Minha mãe jura, na lembrança de criança, que sempre esteve na senzala, nunca saiu.
Na lembrança dela, as três crianças entraram na senzala. "Imaginação de criança é coisa doida, né", ela me disse hj com um meio sotaque de baiana depois de morar mais de 20 anos em Salvador. "Eu juro que entrei pela porta mas, ao olhar pra trás, parecia que eu tava no teto".
"Fui ficando tonta, a porta parecia que estava errada. A janela no chão. A porta parecia que tava onde era o teto". Minha mãe deve ter puxado o lado cético do meu vô, ela tem certeza que isso é lembrança imaginada de criança.
Essa situação da "senzala com ângulos errados" durou um tempo, até que ela olhou pra amiguinha e reparou que ela estava com muito medo tb. O menino ficou lá, parado, olhando para elas, rindo de um jeito esquisito, sem se mexer. Ela abraçou a amiga e fechou os olhos.
A doidera: meu avô jura que entrou no barracão e não viu ngm. Minha mãe disse que ficou lá o tempo todo. A situação é esquisita por que, depois de um tempo procurando, os homens resolveram ir ver de novo. Ao entrar, viram as três crianças sentadas no meio do salão.

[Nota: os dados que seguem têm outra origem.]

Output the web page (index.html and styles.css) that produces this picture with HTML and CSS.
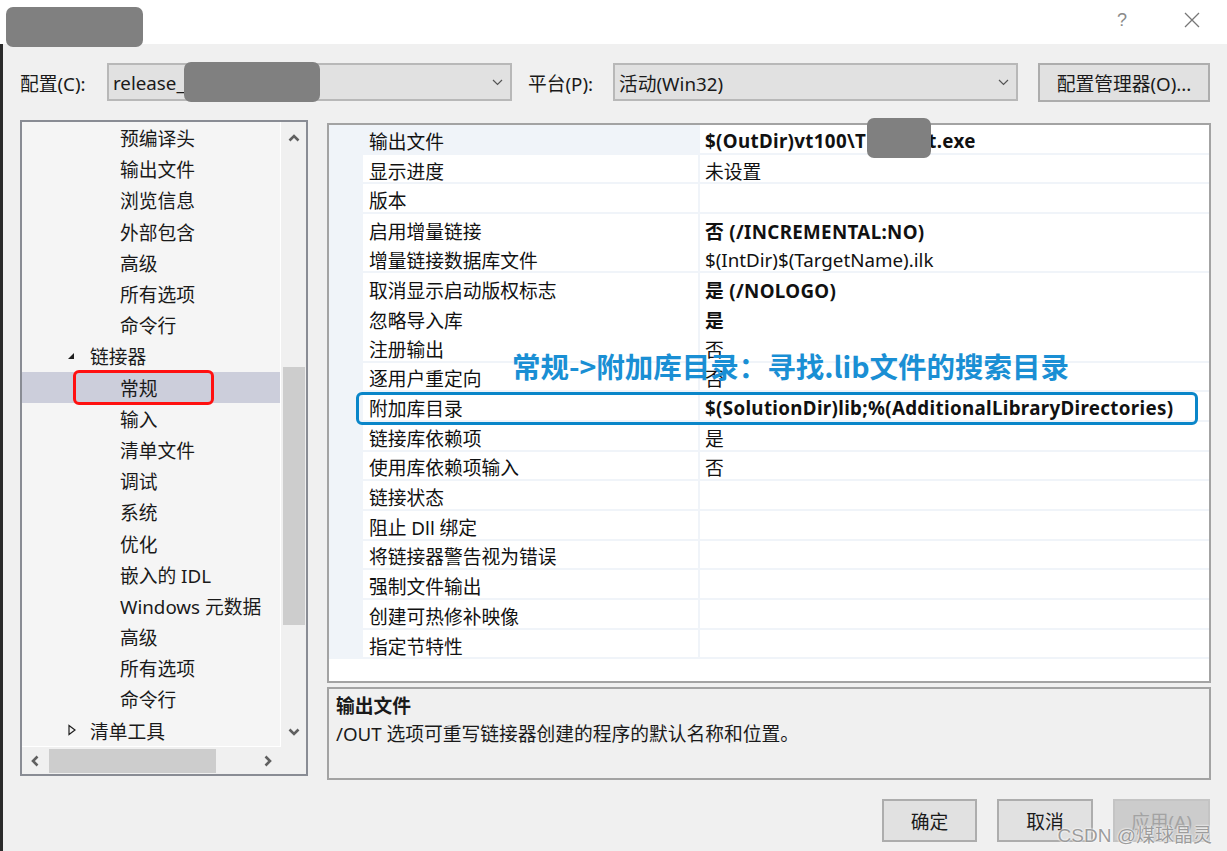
FILE: index.html
```html
<!DOCTYPE html>
<html lang="zh-CN">
<head>
<meta charset="utf-8">
<title>属性页</title>
<link rel="stylesheet" href="styles.css">
</head>
<body>
<div class="window">
  <div class="titlebar">
    <div class="blur blur-title"></div>
    <div class="title-help">?</div>
    <div class="title-close">
      <svg width="16" height="16" viewBox="0 0 16 16"><path d="M1 1 L15 15 M15 1 L1 15" stroke="#777" stroke-width="1.3" fill="none"/></svg>
    </div>
  </div>

  <div class="client">
    <div class="config-row">
      <div class="label label-config">配置(C):</div>
      <div class="combo">
        <span class="combo-text">release_</span>
        <div class="blur blur-combo"></div>
        <svg class="chev" width="11" height="7" viewBox="0 0 11 7"><path d="M1 1 L5.5 5.5 L10 1" stroke="#555" stroke-width="1.2" fill="none"/></svg>
      </div>
      <div class="label label-platform">平台(P):</div>
      <div class="combo">
        <span class="combo-text">活动(Win32)</span>
        <svg class="chev" width="11" height="7" viewBox="0 0 11 7"><path d="M1 1 L5.5 5.5 L10 1" stroke="#555" stroke-width="1.2" fill="none"/></svg>
      </div>
      <div class="btn btn-manager">配置管理器(O)...</div>
    </div>

    <div class="main">
      <div class="tree">
        <div class="tree-content">
          <div class="tree-item child">预编译头</div>
          <div class="tree-item child">输出文件</div>
          <div class="tree-item child">浏览信息</div>
          <div class="tree-item child">外部包含</div>
          <div class="tree-item child">高级</div>
          <div class="tree-item child">所有选项</div>
          <div class="tree-item child">命令行</div>
          <div class="tree-item parent">
            <svg class="tri" width="10" height="10" viewBox="0 0 10 10"><polygon points="7,2 7,8 1,8" fill="#1e1e1e"/></svg>
            <span>链接器</span>
          </div>
          <div class="tree-item child selected">常规</div>
          <div class="tree-item child">输入</div>
          <div class="tree-item child">清单文件</div>
          <div class="tree-item child">调试</div>
          <div class="tree-item child">系统</div>
          <div class="tree-item child">优化</div>
          <div class="tree-item child">嵌入的 IDL</div>
          <div class="tree-item child">Windows 元数据</div>
          <div class="tree-item child">高级</div>
          <div class="tree-item child">所有选项</div>
          <div class="tree-item child">命令行</div>
          <div class="tree-item parent">
            <svg class="tri" width="10" height="12" viewBox="0 0 10 12"><polygon points="2,1.5 8,6 2,10.5" fill="none" stroke="#1e1e1e" stroke-width="1.2"/></svg>
            <span>清单工具</span>
          </div>
        </div>
        <div class="vscroll">
          <div class="sarrow sarrow-v">
            <svg width="12" height="8" viewBox="0 0 12 8"><path d="M1.5 6.5 L6 2 L10.5 6.5" stroke="#606060" stroke-width="2.6" fill="none"/></svg>
          </div>
          <div class="vtrack"><div class="vthumb"></div></div>
          <div class="sarrow sarrow-v">
            <svg width="12" height="8" viewBox="0 0 12 8"><path d="M1.5 1.5 L6 6 L10.5 1.5" stroke="#606060" stroke-width="2.6" fill="none"/></svg>
          </div>
        </div>
        <div class="hscroll">
          <div class="sarrow sarrow-h">
            <svg width="8" height="12" viewBox="0 0 8 12"><path d="M6.5 1.5 L2 6 L6.5 10.5" stroke="#606060" stroke-width="2.6" fill="none"/></svg>
          </div>
          <div class="htrack"><div class="hthumb"></div></div>
          <div class="sarrow sarrow-h">
            <svg width="8" height="12" viewBox="0 0 8 12"><path d="M1.5 1.5 L6 6 L1.5 10.5" stroke="#606060" stroke-width="2.6" fill="none"/></svg>
          </div>
        </div>
        <div class="scorner"></div>
      </div>

      <div class="right">
        <div class="pgrid">
          <div class="prow first">
            <div class="pmargin"></div>
            <div class="pname">输出文件</div>
            <div class="pval bold">$(OutDir)vt100\T<span class="hidden-part"><span class="blur blur-val"></span></span>t.exe</div>
          </div>
          <div class="prow"><div class="pmargin"></div><div class="pname">显示进度</div><div class="pval">未设置</div></div>
          <div class="prow"><div class="pmargin"></div><div class="pname">版本</div><div class="pval"></div></div>
          <div class="prow"><div class="pmargin"></div><div class="pname">启用增量链接</div><div class="pval bold">否 (/INCREMENTAL:NO)</div></div>
          <div class="prow"><div class="pmargin"></div><div class="pname">增量链接数据库文件</div><div class="pval">$(IntDir)$(TargetName).ilk</div></div>
          <div class="prow"><div class="pmargin"></div><div class="pname">取消显示启动版权标志</div><div class="pval bold">是 (/NOLOGO)</div></div>
          <div class="prow"><div class="pmargin"></div><div class="pname">忽略导入库</div><div class="pval bold">是</div></div>
          <div class="prow"><div class="pmargin"></div><div class="pname">注册输出</div><div class="pval">否</div></div>
          <div class="prow"><div class="pmargin"></div><div class="pname">逐用户重定向</div><div class="pval">否</div></div>
          <div class="prow"><div class="pmargin"></div><div class="pname">附加库目录</div><div class="pval bold">$(SolutionDir)lib;%(AdditionalLibraryDirectories)</div></div>
          <div class="prow"><div class="pmargin"></div><div class="pname">链接库依赖项</div><div class="pval">是</div></div>
          <div class="prow"><div class="pmargin"></div><div class="pname">使用库依赖项输入</div><div class="pval">否</div></div>
          <div class="prow"><div class="pmargin"></div><div class="pname">链接状态</div><div class="pval"></div></div>
          <div class="prow"><div class="pmargin"></div><div class="pname">阻止 Dll 绑定</div><div class="pval"></div></div>
          <div class="prow"><div class="pmargin"></div><div class="pname">将链接器警告视为错误</div><div class="pval"></div></div>
          <div class="prow"><div class="pmargin"></div><div class="pname">强制文件输出</div><div class="pval"></div></div>
          <div class="prow"><div class="pmargin"></div><div class="pname">创建可热修补映像</div><div class="pval"></div></div>
          <div class="prow"><div class="pmargin"></div><div class="pname">指定节特性</div><div class="pval"></div></div>
        </div>
        <div class="desc">
          <div class="desc-title">输出文件</div>
          <div class="desc-text">/OUT 选项可重写链接器创建的程序的默认名称和位置。</div>
        </div>
      </div>
    </div>

    <div class="buttons">
      <div class="btn btn-ok">确定</div>
      <div class="btn btn-cancel">取消</div>
      <div class="btn btn-apply disabled">应用(A)</div>
    </div>
  </div>

  <div class="mark-red"></div>
  <div class="mark-blue"></div>
  <div class="annotation">常规-&gt;附加库目录：寻找.lib文件的搜索目录</div>
  <div class="watermark">CSDN @煤球晶灵</div>
</div>
</body>
</html>
```

FILE: styles.css
```css
* { box-sizing: border-box; }

html, body {
  margin: 0;
  padding: 0;
}

body {
  width: 1227px;
  height: 851px;
  overflow: hidden;
  font-family: "Noto Sans", "Noto Sans CJK SC", sans-serif;
  font-size: 18.75px;
  color: #1a1a1a;
}

.window {
  position: relative;
  width: 1227px;
  height: 851px;
  background: #f0f0f0;
  display: flex;
  flex-direction: column;
}

/* title bar */
.titlebar {
  height: 44px;
  flex: none;
  background: #ffffff;
  display: flex;
  align-items: flex-start;
  padding-left: 6px;
}

.blur {
  background: #808080;
  border-radius: 7px;
}

.blur-title {
  position: relative;
  z-index: 2;
  width: 137px;
  height: 40px;
  margin-top: 7px;
}

.title-help {
  margin-left: auto;
  margin-top: 10px;
  width: 20px;
  text-align: center;
  font-family: "Liberation Sans", sans-serif;
  font-size: 18px;
  color: #8a8a8a;
}

.title-close {
  margin-left: 52px;
  margin-right: 27px;
  margin-top: 12px;
  width: 16px;
  height: 16px;
  display: flex;
}

/* client area */
.client {
  flex: 1;
  border-left: 3px solid #2b2b2b;
  padding: 18px 0 0 17px;
  display: flex;
  flex-direction: column;
}

.config-row {
  display: flex;
  align-items: center;
  height: 40px;
}

.label {
  color: #1a1a1a;
  white-space: nowrap;
}

.label-config { width: 87px; }

.label-platform {
  margin-left: 16px;
  width: 85px;
}

.combo {
  position: relative;
  width: 405px;
  height: 38px;
  background: #e1e1e1;
  border: 2px solid #b8b8b8;
  display: flex;
  align-items: center;
  padding-left: 4px;
}

.combo-text { white-space: nowrap; }

.chev {
  margin-left: auto;
  margin-right: 7px;
}

.blur-combo {
  position: absolute;
  left: 75px;
  top: -3px;
  width: 136px;
  height: 40px;
}

.btn {
  display: flex;
  align-items: center;
  justify-content: center;
  background: #e1e1e1;
  border: 2px solid #adadad;
  white-space: nowrap;
  color: #1a1a1a;
}

.btn-manager {
  margin-left: 20px;
  width: 172px;
  height: 39px;
}

/* main area */
.main {
  margin-top: 18px;
  display: flex;
  align-items: flex-start;
}

.tree {
  width: 288px;
  height: 656px;
  border: 2px solid #898c94;
  background: #f0f0f0;
  display: grid;
  grid-template-columns: 259px 25px;
  grid-template-rows: 625px 27px;
}

.tree-content {
  background: #f5f5f5;
  border-right: 1px solid #ffffff;
  border-bottom: 1px solid #ffffff;
  padding-top: 0px;
  overflow: hidden;
}

.tree-item {
  height: 31.2px;
  display: flex;
  align-items: center;
  white-space: nowrap;
  color: #1a1a1a;
}

.tree-item.child { padding-left: 98px; }

.tree-item.parent { padding-left: 45px; }

.tree-item .tri {
  margin-right: 13px;
  flex: none;
}

.tree-item.selected { background: #cccedb; }

.vscroll {
  display: flex;
  flex-direction: column;
  background: #f0f0f0;
}

.sarrow {
  display: flex;
  align-items: center;
  justify-content: center;
}

.sarrow-v { height: 31px; }

.vtrack { flex: 1; }

.vthumb {
  margin: 214px 1px 0 2px;
  height: 258px;
  background: #cdcdcd;
}

.hscroll {
  display: flex;
  background: #f0f0f0;
}

.sarrow-h { width: 26px; }

.htrack { flex: 1; display: flex; align-items: center; }

.hthumb {
  margin-left: 1px;
  width: 167px;
  height: 24px;
  background: #cdcdcd;
}

.scorner { background: #f0f0f0; }

.right {
  margin-left: 19px;
  margin-top: 3px;
  display: flex;
  flex-direction: column;
}

/* property grid */
.pgrid {
  width: 884px;
  height: 560px;
  border: 2px solid #a3a3a3;
  background: #ffffff;
}

.prow {
  height: 29.7px;
  display: grid;
  grid-template-columns: 32px 335px 1fr;
  column-gap: 2px;
  padding-bottom: 2px;
  background: #f0f4f9;
}

.pname, .pval {
  background: #ffffff;
  display: flex;
  align-items: center;
  white-space: nowrap;
  overflow: hidden;
  color: #111;
  padding-top: 3px;
}

.pname { padding-left: 6px; }

.pval { padding-left: 5px; }

.prow.first .pname { background: transparent; }

.bold {
  font-weight: 700;
  letter-spacing: 0.33px;
}

.hidden-part {
  position: relative;
  display: inline-block;
  width: 62px;
  height: 10px;
}

.pval.bold { overflow: visible; }

.prow.first .pval { overflow: visible; position: relative; z-index: 2; }

.blur-val {
  position: absolute;
  left: 1px;
  top: -18px;
  width: 64px;
  height: 40px;
}

/* description */
.desc {
  margin-top: 4px;
  width: 884px;
  height: 93px;
  border: 2px solid #a3a3a3;
  background: #f0f0f0;
  padding: 3px 7px;
  line-height: 28px;
}

.desc-title { font-weight: 700; }

/* buttons */
.buttons {
  margin-top: 19px;
  display: flex;
  justify-content: flex-end;
  gap: 20px;
  padding-right: 17px;
}

.buttons .btn { height: 43px; }

.btn-ok { width: 95px; }
.btn-cancel { width: 96px; }
.btn-apply { width: 97px; }

.btn.disabled {
  background: #cccccc;
  border-color: #c4c4c4;
  color: #a3a3a3;
}

/* overlays */
.mark-red {
  position: absolute;
  left: 73px;
  top: 370px;
  width: 141px;
  height: 35px;
  border: 3px solid #ff1010;
  border-radius: 6px;
}

.mark-blue {
  position: absolute;
  left: 356px;
  top: 392px;
  width: 842px;
  height: 33px;
  border: 3px solid #0a86c9;
  border-radius: 6px;
}

.annotation {
  position: absolute;
  left: 512px;
  top: 351px;
  line-height: 30px;
  font-family: "Noto Sans CJK SC", sans-serif;
  font-size: 28.5px;
  font-weight: 700;
  color: #1a8fd4;
  white-space: nowrap;
}

.watermark {
  position: absolute;
  right: 15px;
  top: 820px;
  font-family: "Liberation Sans", "Noto Sans CJK SC", sans-serif;
  font-size: 19px;
  color: #9c9c9c;
  white-space: nowrap;
  text-shadow: 0 0 2px #ffffff, 0 0 2px #ffffff;
}
```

"Elas devem ter entrado pela janela quando eu tava lá fora, distraído", diz meu avô.
"Meu pai deve ter olhado errado, ele é mt desligado", diz minha mãe.
Crianças de castigo, broncas e abraços desesperados.
No dia seguinte, minha mãe e a amiguinha de cama, febre muito alta.
"Sua avó ficou do lado dela por semanas, rezando sem parar. Deve ter sido o susto de ficar perdida".
Minha mãe, uma semana depois, se recuperou.
A menina não. A febre alta deixou ela cega.
"O menino, essas semanas, só ria, nunca vi gargalhar tanto", diz o vô.
Gente, conheço a menina. "Tia DEnise" é amiga da família desde sempre. Cega, muito magra, recebe uma pequena pensão do governo e ajuda dos vizinhos.
Ela mora há duas quadras daqui.
Essa semana eu vou falar com ela. Quero saber como o "irmão" dela morreu e o sítio foi fechado.